• Material:
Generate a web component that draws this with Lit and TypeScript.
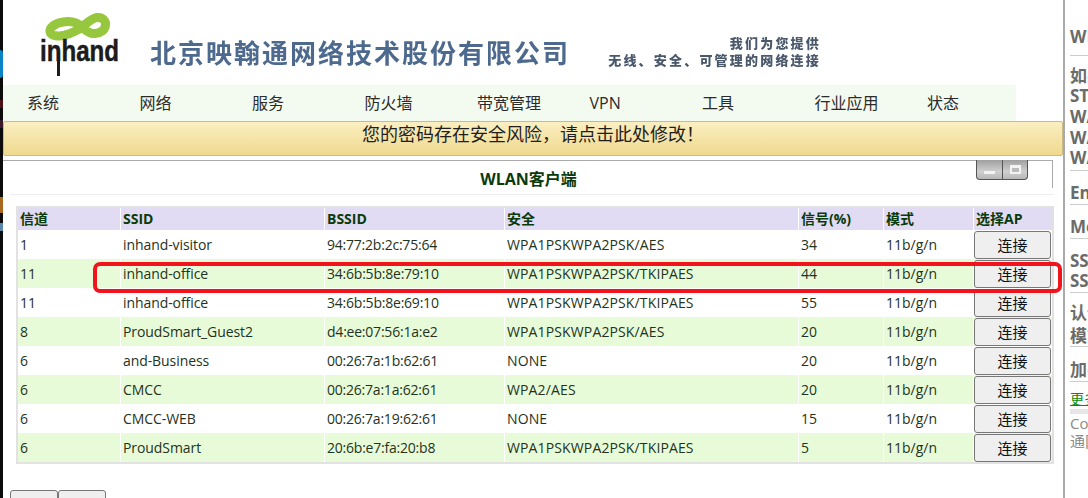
import { LitElement, html, css } from 'lit';
import { customElement } from 'lit/decorators.js';

const NAV = ['系统', '网络', '服务', '防火墙', '带宽管理', 'VPN', '工具', '行业应用', '状态'];
const COLUMNS = ['信道', 'SSID', 'BSSID', '安全', '信号(%)', '模式', '选择AP'];
const ROWS = [
  ['1', 'inhand-visitor', '94:77:2b:2c:75:64', 'WPA1PSKWPA2PSK/AES', '34'],
  ['11', 'inhand-office', '34:6b:5b:8e:79:10', 'WPA1PSKWPA2PSK/TKIPAES', '44'],
  ['11', 'inhand-office', '34:6b:5b:8e:69:10', 'WPA1PSKWPA2PSK/TKIPAES', '55'],
  ['8', 'ProudSmart_Guest2', 'd4:ee:07:56:1a:e2', 'WPA1PSKWPA2PSK/AES', '20'],
  ['6', 'and-Business', '00:26:7a:1b:62:61', 'NONE', '20'],
  ['6', 'CMCC', '00:26:7a:1a:62:61', 'WPA2/AES', '20'],
  ['6', 'CMCC-WEB', '00:26:7a:19:62:61', 'NONE', '15'],
  ['6', 'ProudSmart', '20:6b:e7:fa:20:b8', 'WPA1PSKWPA2PSK/TKIPAES', '5'],
];

@customElement('app-root')
export class AppRoot extends LitElement {
  static styles = css`
    :host {
      display: block;
      height: 498px;
      overflow: hidden;
      position: relative;
      background: #fff;
      font-family: 'Open Sans', 'Noto Sans CJK SC', sans-serif;
      color: #222;
    }
    .page { display: flex; height: 498px; }
    .strip { width: 3px; flex: none; background: #0c0c0c; display: flex; flex-direction: column; }
    .strip i { display: block; }
    .strip .blue { height: 28px; margin-top: 50px; background: #0a84c4; border-radius: 0 3px 3px 0; }
    .strip .red { height: 8px; margin-top: 22px; background: #4a1212; }
    .strip .red2 { height: 8px; margin-top: 12px; background: #3a1a2a; }
    .strip .orange { height: 16px; margin-top: 69px; background: #a8681f; }
    .strip .sky { height: 8px; margin-top: 10px; background: #5a86ac; }
    .main { width: 1060px; flex: none; position: relative; }

    .head { height: 85px; display: flex; }
    .logo { width: 147px; flex: none; }
    .title {
      margin-top: 32px;
      font-size: 26px;
      line-height: 40px;
      letter-spacing: 2px;
      font-weight: 700;
      color: #4d6a8e;
      white-space: nowrap;
      filter: blur(0.35px);
      font-family: 'Noto Sans CJK SC', sans-serif;
    }
    .tag {
      margin: 34px 0 0 38px;
      width: 213px;
      font-size: 13px;
      line-height: 17px;
      font-weight: 900;
      letter-spacing: 2.2px;
      color: #4a586c;
      text-align: right;
      white-space: nowrap;
      filter: blur(0.5px);
      font-family: 'Noto Sans CJK SC', sans-serif;
    }

    .nav {
      width: 1013px;
      height: 36px;
      background: #f3fbf0;
      display: flex;
      padding-left: 24px;
      box-sizing: border-box;
      font-size: 16px;
      line-height: 36px;
      color: #2b2b2b;
    }
    .nav span { width: 112.5px; flex: none; }

    .banner {
      height: 35px;
      box-sizing: border-box;
      border: 1px solid #cdbb84;
      border-radius: 2px;
      background: linear-gradient(#fbefc2, #efd98e);
      text-align: center;
      font-size: 18px;
      line-height: 24px;
      color: #1e1e1e;
    }

    .panel { margin-top: 4px; position: relative; }
    .caption {
      width: 1050px;
      height: 34px;
      box-sizing: border-box;
      border-top: 1px solid #aaa;
      padding-left: 1px;
      text-align: center;
      font-size: 16px;
      font-weight: 700;
      line-height: 37px;
      color: #0a3a0a;
    }
    .caption-edge { position: absolute; top: 0; left: 1049px; width: 1px; height: 28px; background: #aaa; }
    .rule { margin-left: 7px; width: 1044px; height: 1px; background: #eee; }

    .winbtns { position: absolute; top: 0; left: 973px; display: flex; }
    .winbtn {
      width: 26px;
      height: 20px;
      box-sizing: border-box;
      border: 1px solid #555;
      border-top: none;
      background: linear-gradient(#9f9f9f, #cfcfcf 60%, #b8b8b8);
      display: flex;
      align-items: center;
      justify-content: center;
    }
    .winbtn:first-child { border-radius: 0 0 0 4px; border-right: none; }
    .winbtn:last-child { border-radius: 0 0 4px 0; }
    .winbtn i { display: block; box-sizing: border-box; }
    .winbtn .min { width: 11px; height: 3px; margin-top: 6px; background: #f3f3f3; }
    .winbtn .max { width: 11px; height: 9px; border: 2px solid #f3f3f3; border-top-width: 3px; background: #bbb; }

    table {
      margin: 11px 0 0 13px;
      width: 1038px;
      box-sizing: border-box;
      table-layout: fixed;
      border-collapse: separate;
      border-spacing: 0;
      border: 2px solid #e2e2e2;
      font-size: 14px;
      color: #1f3320;
    }
    th, td { padding: 0 0 0 2px; text-align: left; white-space: nowrap; border-right: 1px solid #fff; }
    th {
      height: 22px;
      box-sizing: border-box;
      padding-bottom: 2px;
      background: #e1dcf4;
      font-size: 14px;
      font-weight: 700;
      color: #0a3a0a;
    }
    td { height: 29px; box-sizing: border-box; }
    td:nth-child(2) { letter-spacing: -0.08px; }
    td:nth-child(3) { letter-spacing: -0.22px; }
    td:nth-child(4) { letter-spacing: 0.13px; }
    tr:nth-child(even) td { background: #e8fbd9; }
    td:last-child { padding: 0; border-right: none; }
    th:last-child { border-right: none; }

    button {
      display: block;
      box-sizing: border-box;
      width: 77px;
      height: 28px;
      padding: 0;
      border: 1px solid #777;
      border-radius: 3px;
      background: #efefef;
      font: 15px/26px 'Open Sans', 'Noto Sans CJK SC', sans-serif;
      color: #111;
    }
    .foot { display: flex; margin: 26px 0 0 7px; }
    .foot button { width: 48px; height: 30px; border-radius: 3px 3px 0 0; padding-top: 2px; }

    .mark {
      position: absolute;
      left: 90px;
      top: 262px;
      width: 969px;
      height: 31px;
      box-sizing: border-box;
      border: 4px solid #f2141c;
      border-radius: 7px;
      pointer-events: none;
    }

    .divider { width: 2px; flex: none; background: #aaa; }
    .side {
      flex: 1;
      min-width: 0;
      overflow: hidden;
      padding: 27px 0 0 5px;
      font-size: 17px;
      font-weight: 700;
      color: #6b6b6b;
      white-space: nowrap;
      font-family: 'Open Sans', 'Noto Sans CJK SC', sans-serif;
    }
    .side div { height: 20.7px; line-height: 20.7px; }
    .side hr { border: 0; height: 1px; background: #ccc; margin: 0; }
    .side .more { color: #0a8a0a; font-weight: 400; font-size: 14px; text-decoration: underline; height: 15px; line-height: 15px; }
    .side .bar { height: 5px; background: #e6e6e6; margin: 3px 0 0; }
    .side .plain { font-weight: 400; font-size: 15px; color: #8a8a8a; height: 18px; line-height: 18px; }
  `;

  private renderLogo() {
    return html`<svg width="147" height="85" viewBox="0 0 147 85">
      <path d="M79 27 C73 21 66 21 60 22 C52 23 46 28 47 32 C48 36 56 37 62 35 C69 33 74 31 79 27 C85 22 89 18 94 17.5 C100 17 103 21 102.5 25 C102 30 98 33 92 33.5 C87 34 83 31 79 27 Z"
        fill="none" stroke="#97c73e" stroke-width="9" stroke-linejoin="round" />
      <text x="37" y="61" textLength="79" lengthAdjust="spacingAndGlyphs"
        font-family="Liberation Sans, sans-serif" font-size="30" font-weight="700"
        fill="#1c1c1c" stroke="#1c1c1c" stroke-width="0.5">inhand</text>
      <rect x="54" y="52" width="3" height="24" fill="#1c1c1c" />
    </svg>`;
  }

  render() {
    return html`
      <div class="page">
        <div class="strip">
          <i class="blue"></i><i class="red"></i><i class="red2"></i><i class="orange"></i><i class="sky"></i>
        </div>
        <div class="main">
          <div class="head">
            <div class="logo">${this.renderLogo()}</div>
            <div class="title">北京映翰通网络技术股份有限公司</div>
            <div class="tag">我们为您提供<br />无线、安全、可管理的网络连接</div>
          </div>
          <div class="nav">${NAV.map(n => html`<span>${n}</span>`)}</div>
          <div class="banner">您的密码存在安全风险，请点击此处修改！</div>
          <div class="panel">
            <div class="caption">WLAN客户端</div>
            <div class="caption-edge"></div>
            <div class="winbtns">
              <div class="winbtn"><i class="min"></i></div>
              <div class="winbtn"><i class="max"></i></div>
            </div>
            <div class="rule"></div>
            <table>
              <colgroup>
                <col style="width:103px" /><col style="width:204px" /><col style="width:180px" />
                <col style="width:294px" /><col style="width:85px" /><col style="width:90px" /><col />
              </colgroup>
              <thead><tr>${COLUMNS.map(c => html`<th>${c}</th>`)}</tr></thead>
              <tbody>
                ${ROWS.map(r => html`<tr>
                  ${r.map(v => html`<td>${v}</td>`)}
                  <td>11b/g/n</td>
                  <td><button>连接</button></td>
                </tr>`)}
              </tbody>
            </table>
            <div class="foot"><button>刷新</button><button>返回</button></div>
          </div>
          <div class="mark"></div>
        </div>
        <div class="divider"></div>
        <div class="side">
          <div>WLAN</div><hr style="margin-top:7px" />
          <div style="margin-top:10px">如果</div><div>STA</div><div>WAN</div><div>WAN</div><div>WAN</div>
          <hr style="margin-top:1px" />
          <div style="margin-top:12px">Enable</div><hr />
          <div style="margin-top:12px">Mode</div><hr />
          <div style="margin-top:12px">SSID</div><div>SSID</div><hr />
          <div style="margin-top:10px">认证</div><div style="margin-top:2px">模式</div><hr />
          <div style="margin-top:13px">加密</div><hr />
          <div class="more" style="margin-top:9px">更多</div>
          <div class="bar"></div>
          <div class="plain">Copyright</div>
          <div class="plain">通网络</div>
        </div>
      </div>
    `;
  }
}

• Given task:
Copy all lines from the listing that contain "this".

• Exercise result:
Generate a web component that draws this with Lit and TypeScript.
            <div class="logo">${this.renderLogo()}</div>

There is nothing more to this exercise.